(Records with interface code)

════════════════

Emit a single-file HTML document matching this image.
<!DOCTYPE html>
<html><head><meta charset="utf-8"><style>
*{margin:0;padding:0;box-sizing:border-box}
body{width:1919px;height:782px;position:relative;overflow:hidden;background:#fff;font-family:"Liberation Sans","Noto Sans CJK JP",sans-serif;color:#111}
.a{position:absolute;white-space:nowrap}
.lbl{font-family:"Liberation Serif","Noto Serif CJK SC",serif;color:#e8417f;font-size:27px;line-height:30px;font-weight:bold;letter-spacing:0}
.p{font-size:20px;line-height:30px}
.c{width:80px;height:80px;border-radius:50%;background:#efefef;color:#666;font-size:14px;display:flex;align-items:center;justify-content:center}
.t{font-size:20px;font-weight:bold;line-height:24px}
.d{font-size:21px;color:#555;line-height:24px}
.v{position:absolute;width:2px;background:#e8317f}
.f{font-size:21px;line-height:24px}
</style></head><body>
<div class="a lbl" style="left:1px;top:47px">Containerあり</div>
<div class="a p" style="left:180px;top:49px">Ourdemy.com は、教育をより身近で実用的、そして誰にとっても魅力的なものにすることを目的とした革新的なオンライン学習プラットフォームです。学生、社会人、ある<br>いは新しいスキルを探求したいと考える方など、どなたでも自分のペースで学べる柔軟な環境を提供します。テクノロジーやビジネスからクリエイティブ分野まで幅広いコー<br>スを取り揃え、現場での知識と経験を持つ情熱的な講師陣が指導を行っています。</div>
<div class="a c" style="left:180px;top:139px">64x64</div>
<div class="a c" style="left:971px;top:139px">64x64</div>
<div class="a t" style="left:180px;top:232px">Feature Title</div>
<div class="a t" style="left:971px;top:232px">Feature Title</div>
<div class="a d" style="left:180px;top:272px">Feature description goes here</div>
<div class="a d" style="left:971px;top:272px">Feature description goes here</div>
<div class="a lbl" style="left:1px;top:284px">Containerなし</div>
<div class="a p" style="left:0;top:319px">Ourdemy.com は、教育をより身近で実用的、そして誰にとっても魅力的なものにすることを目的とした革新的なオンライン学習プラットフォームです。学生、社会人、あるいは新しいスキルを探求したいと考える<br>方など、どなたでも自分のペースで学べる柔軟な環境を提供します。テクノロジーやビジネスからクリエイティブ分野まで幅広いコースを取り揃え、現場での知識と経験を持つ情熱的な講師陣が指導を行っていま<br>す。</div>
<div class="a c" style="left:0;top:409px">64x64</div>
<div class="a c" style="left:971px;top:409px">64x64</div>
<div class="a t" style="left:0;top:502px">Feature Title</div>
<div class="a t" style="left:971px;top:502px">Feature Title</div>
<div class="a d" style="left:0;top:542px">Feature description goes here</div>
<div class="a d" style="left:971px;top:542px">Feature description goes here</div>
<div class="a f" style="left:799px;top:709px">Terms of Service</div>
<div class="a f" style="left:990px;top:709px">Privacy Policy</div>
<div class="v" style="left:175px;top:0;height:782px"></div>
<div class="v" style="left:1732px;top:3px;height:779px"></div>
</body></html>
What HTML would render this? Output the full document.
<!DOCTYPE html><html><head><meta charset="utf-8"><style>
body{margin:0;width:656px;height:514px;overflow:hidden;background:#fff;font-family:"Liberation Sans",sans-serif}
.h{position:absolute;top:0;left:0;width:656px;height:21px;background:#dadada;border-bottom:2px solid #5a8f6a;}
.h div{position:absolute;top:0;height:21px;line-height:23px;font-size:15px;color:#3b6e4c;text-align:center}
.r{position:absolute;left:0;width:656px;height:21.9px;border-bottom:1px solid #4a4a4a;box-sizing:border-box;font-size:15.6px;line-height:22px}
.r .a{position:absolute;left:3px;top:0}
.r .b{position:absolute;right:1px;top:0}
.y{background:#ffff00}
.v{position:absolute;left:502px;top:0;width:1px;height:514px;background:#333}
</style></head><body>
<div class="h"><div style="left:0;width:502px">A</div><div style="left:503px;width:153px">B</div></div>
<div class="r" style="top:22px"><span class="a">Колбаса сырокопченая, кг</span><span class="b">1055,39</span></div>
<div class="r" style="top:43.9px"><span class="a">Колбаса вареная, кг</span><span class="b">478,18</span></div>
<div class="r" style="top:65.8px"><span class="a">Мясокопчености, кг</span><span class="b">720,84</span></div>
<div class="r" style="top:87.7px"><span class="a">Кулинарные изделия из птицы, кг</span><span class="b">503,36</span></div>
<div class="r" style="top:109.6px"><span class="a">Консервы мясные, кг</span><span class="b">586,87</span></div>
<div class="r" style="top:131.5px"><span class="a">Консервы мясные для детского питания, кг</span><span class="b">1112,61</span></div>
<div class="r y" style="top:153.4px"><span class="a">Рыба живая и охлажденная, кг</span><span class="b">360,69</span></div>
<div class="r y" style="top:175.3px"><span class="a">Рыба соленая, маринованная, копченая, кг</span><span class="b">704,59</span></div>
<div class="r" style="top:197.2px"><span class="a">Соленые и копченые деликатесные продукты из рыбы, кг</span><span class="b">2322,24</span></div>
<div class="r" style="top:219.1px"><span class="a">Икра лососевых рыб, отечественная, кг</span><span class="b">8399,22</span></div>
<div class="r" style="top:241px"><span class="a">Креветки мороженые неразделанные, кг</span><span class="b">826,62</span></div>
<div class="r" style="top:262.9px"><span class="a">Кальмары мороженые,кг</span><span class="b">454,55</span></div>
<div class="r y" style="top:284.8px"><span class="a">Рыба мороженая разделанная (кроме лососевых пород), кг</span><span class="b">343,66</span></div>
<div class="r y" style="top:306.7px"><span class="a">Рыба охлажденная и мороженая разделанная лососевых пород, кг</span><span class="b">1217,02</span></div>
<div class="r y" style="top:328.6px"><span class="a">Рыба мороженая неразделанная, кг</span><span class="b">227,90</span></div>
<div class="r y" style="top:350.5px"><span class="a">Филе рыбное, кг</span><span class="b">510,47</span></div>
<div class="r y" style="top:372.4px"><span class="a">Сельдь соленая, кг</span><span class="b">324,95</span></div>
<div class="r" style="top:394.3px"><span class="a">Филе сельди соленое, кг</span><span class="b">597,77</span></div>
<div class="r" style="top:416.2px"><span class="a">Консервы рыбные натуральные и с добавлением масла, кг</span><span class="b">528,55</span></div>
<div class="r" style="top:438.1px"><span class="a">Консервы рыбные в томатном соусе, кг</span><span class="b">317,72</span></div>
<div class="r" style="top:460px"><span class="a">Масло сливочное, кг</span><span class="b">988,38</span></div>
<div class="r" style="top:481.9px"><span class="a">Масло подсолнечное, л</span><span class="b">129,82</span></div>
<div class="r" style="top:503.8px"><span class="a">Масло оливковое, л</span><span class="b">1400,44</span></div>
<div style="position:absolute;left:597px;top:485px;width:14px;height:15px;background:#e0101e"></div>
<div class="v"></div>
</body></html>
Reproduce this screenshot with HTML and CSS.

════════════════

:: Short exercise ::
Copy out each line exactly.

:: Exercise solution ::
Emit a single-file HTML document matching this image.
<!DOCTYPE html>
<html><head><meta charset="utf-8"><style>
*{margin:0;padding:0;box-sizing:border-box}
body{width:1919px;height:782px;position:relative;overflow:hidden;background:#fff;font-family:"Liberation Sans","Noto Sans CJK JP",sans-serif;color:#111}
.a{position:absolute;white-space:nowrap}
.lbl{font-family:"Liberation Serif","Noto Serif CJK SC",serif;color:#e8417f;font-size:27px;line-height:30px;font-weight:bold;letter-spacing:0}
.p{font-size:20px;line-height:30px}
.c{width:80px;height:80px;border-radius:50%;background:#efefef;color:#666;font-size:14px;display:flex;align-items:center;justify-content:center}
.t{font-size:20px;font-weight:bold;line-height:24px}
.d{font-size:21px;color:#555;line-height:24px}
.v{position:absolute;width:2px;background:#e8317f}
.f{font-size:21px;line-height:24px}
</style></head><body>
<div class="a lbl" style="left:1px;top:47px">Containerあり</div>
<div class="a p" style="left:180px;top:49px">Ourdemy.com は、教育をより身近で実用的、そして誰にとっても魅力的なものにすることを目的とした革新的なオンライン学習プラットフォームです。学生、社会人、ある<br>いは新しいスキルを探求したいと考える方など、どなたでも自分のペースで学べる柔軟な環境を提供します。テクノロジーやビジネスからクリエイティブ分野まで幅広いコー<br>スを取り揃え、現場での知識と経験を持つ情熱的な講師陣が指導を行っています。</div>
<div class="a c" style="left:180px;top:139px">64x64</div>
<div class="a c" style="left:971px;top:139px">64x64</div>
<div class="a t" style="left:180px;top:232px">Feature Title</div>
<div class="a t" style="left:971px;top:232px">Feature Title</div>
<div class="a d" style="left:180px;top:272px">Feature description goes here</div>
<div class="a d" style="left:971px;top:272px">Feature description goes here</div>
<div class="a lbl" style="left:1px;top:284px">Containerなし</div>
<div class="a p" style="left:0;top:319px">Ourdemy.com は、教育をより身近で実用的、そして誰にとっても魅力的なものにすることを目的とした革新的なオンライン学習プラットフォームです。学生、社会人、あるいは新しいスキルを探求したいと考える<br>方など、どなたでも自分のペースで学べる柔軟な環境を提供します。テクノロジーやビジネスからクリエイティブ分野まで幅広いコースを取り揃え、現場での知識と経験を持つ情熱的な講師陣が指導を行っていま<br>す。</div>
<div class="a c" style="left:0;top:409px">64x64</div>
<div class="a c" style="left:971px;top:409px">64x64</div>
<div class="a t" style="left:0;top:502px">Feature Title</div>
<div class="a t" style="left:971px;top:502px">Feature Title</div>
<div class="a d" style="left:0;top:542px">Feature description goes here</div>
<div class="a d" style="left:971px;top:542px">Feature description goes here</div>
<div class="a f" style="left:799px;top:709px">Terms of Service</div>
<div class="a f" style="left:990px;top:709px">Privacy Policy</div>
<div class="v" style="left:175px;top:0;height:782px"></div>
<div class="v" style="left:1732px;top:3px;height:779px"></div>
</body></html>
What HTML would render this? Output the full document.
<!DOCTYPE html><html><head><meta charset="utf-8"><style>
body{margin:0;width:656px;height:514px;overflow:hidden;background:#fff;font-family:"Liberation Sans",sans-serif}
.h{position:absolute;top:0;left:0;width:656px;height:21px;background:#dadada;border-bottom:2px solid #5a8f6a;}
.h div{position:absolute;top:0;height:21px;line-height:23px;font-size:15px;color:#3b6e4c;text-align:center}
.r{position:absolute;left:0;width:656px;height:21.9px;border-bottom:1px solid #4a4a4a;box-sizing:border-box;font-size:15.6px;line-height:22px}
.r .a{position:absolute;left:3px;top:0}
.r .b{position:absolute;right:1px;top:0}
.y{background:#ffff00}
.v{position:absolute;left:502px;top:0;width:1px;height:514px;background:#333}
</style></head><body>
<div class="h"><div style="left:0;width:502px">A</div><div style="left:503px;width:153px">B</div></div>
<div class="r" style="top:22px"><span class="a">Колбаса сырокопченая, кг</span><span class="b">1055,39</span></div>
<div class="r" style="top:43.9px"><span class="a">Колбаса вареная, кг</span><span class="b">478,18</span></div>
<div class="r" style="top:65.8px"><span class="a">Мясокопчености, кг</span><span class="b">720,84</span></div>
<div class="r" style="top:87.7px"><span class="a">Кулинарные изделия из птицы, кг</span><span class="b">503,36</span></div>
<div class="r" style="top:109.6px"><span class="a">Консервы мясные, кг</span><span class="b">586,87</span></div>
<div class="r" style="top:131.5px"><span class="a">Консервы мясные для детского питания, кг</span><span class="b">1112,61</span></div>
<div class="r y" style="top:153.4px"><span class="a">Рыба живая и охлажденная, кг</span><span class="b">360,69</span></div>
<div class="r y" style="top:175.3px"><span class="a">Рыба соленая, маринованная, копченая, кг</span><span class="b">704,59</span></div>
<div class="r" style="top:197.2px"><span class="a">Соленые и копченые деликатесные продукты из рыбы, кг</span><span class="b">2322,24</span></div>
<div class="r" style="top:219.1px"><span class="a">Икра лососевых рыб, отечественная, кг</span><span class="b">8399,22</span></div>
<div class="r" style="top:241px"><span class="a">Креветки мороженые неразделанные, кг</span><span class="b">826,62</span></div>
<div class="r" style="top:262.9px"><span class="a">Кальмары мороженые,кг</span><span class="b">454,55</span></div>
<div class="r y" style="top:284.8px"><span class="a">Рыба мороженая разделанная (кроме лососевых пород), кг</span><span class="b">343,66</span></div>
<div class="r y" style="top:306.7px"><span class="a">Рыба охлажденная и мороженая разделанная лососевых пород, кг</span><span class="b">1217,02</span></div>
<div class="r y" style="top:328.6px"><span class="a">Рыба мороженая неразделанная, кг</span><span class="b">227,90</span></div>
<div class="r y" style="top:350.5px"><span class="a">Филе рыбное, кг</span><span class="b">510,47</span></div>
<div class="r y" style="top:372.4px"><span class="a">Сельдь соленая, кг</span><span class="b">324,95</span></div>
<div class="r" style="top:394.3px"><span class="a">Филе сельди соленое, кг</span><span class="b">597,77</span></div>
<div class="r" style="top:416.2px"><span class="a">Консервы рыбные натуральные и с добавлением масла, кг</span><span class="b">528,55</span></div>
<div class="r" style="top:438.1px"><span class="a">Консервы рыбные в томатном соусе, кг</span><span class="b">317,72</span></div>
<div class="r" style="top:460px"><span class="a">Масло сливочное, кг</span><span class="b">988,38</span></div>
<div class="r" style="top:481.9px"><span class="a">Масло подсолнечное, л</span><span class="b">129,82</span></div>
<div class="r" style="top:503.8px"><span class="a">Масло оливковое, л</span><span class="b">1400,44</span></div>
<div style="position:absolute;left:597px;top:485px;width:14px;height:15px;background:#e0101e"></div>
<div class="v"></div>
</body></html>
Reproduce this screenshot with HTML and CSS.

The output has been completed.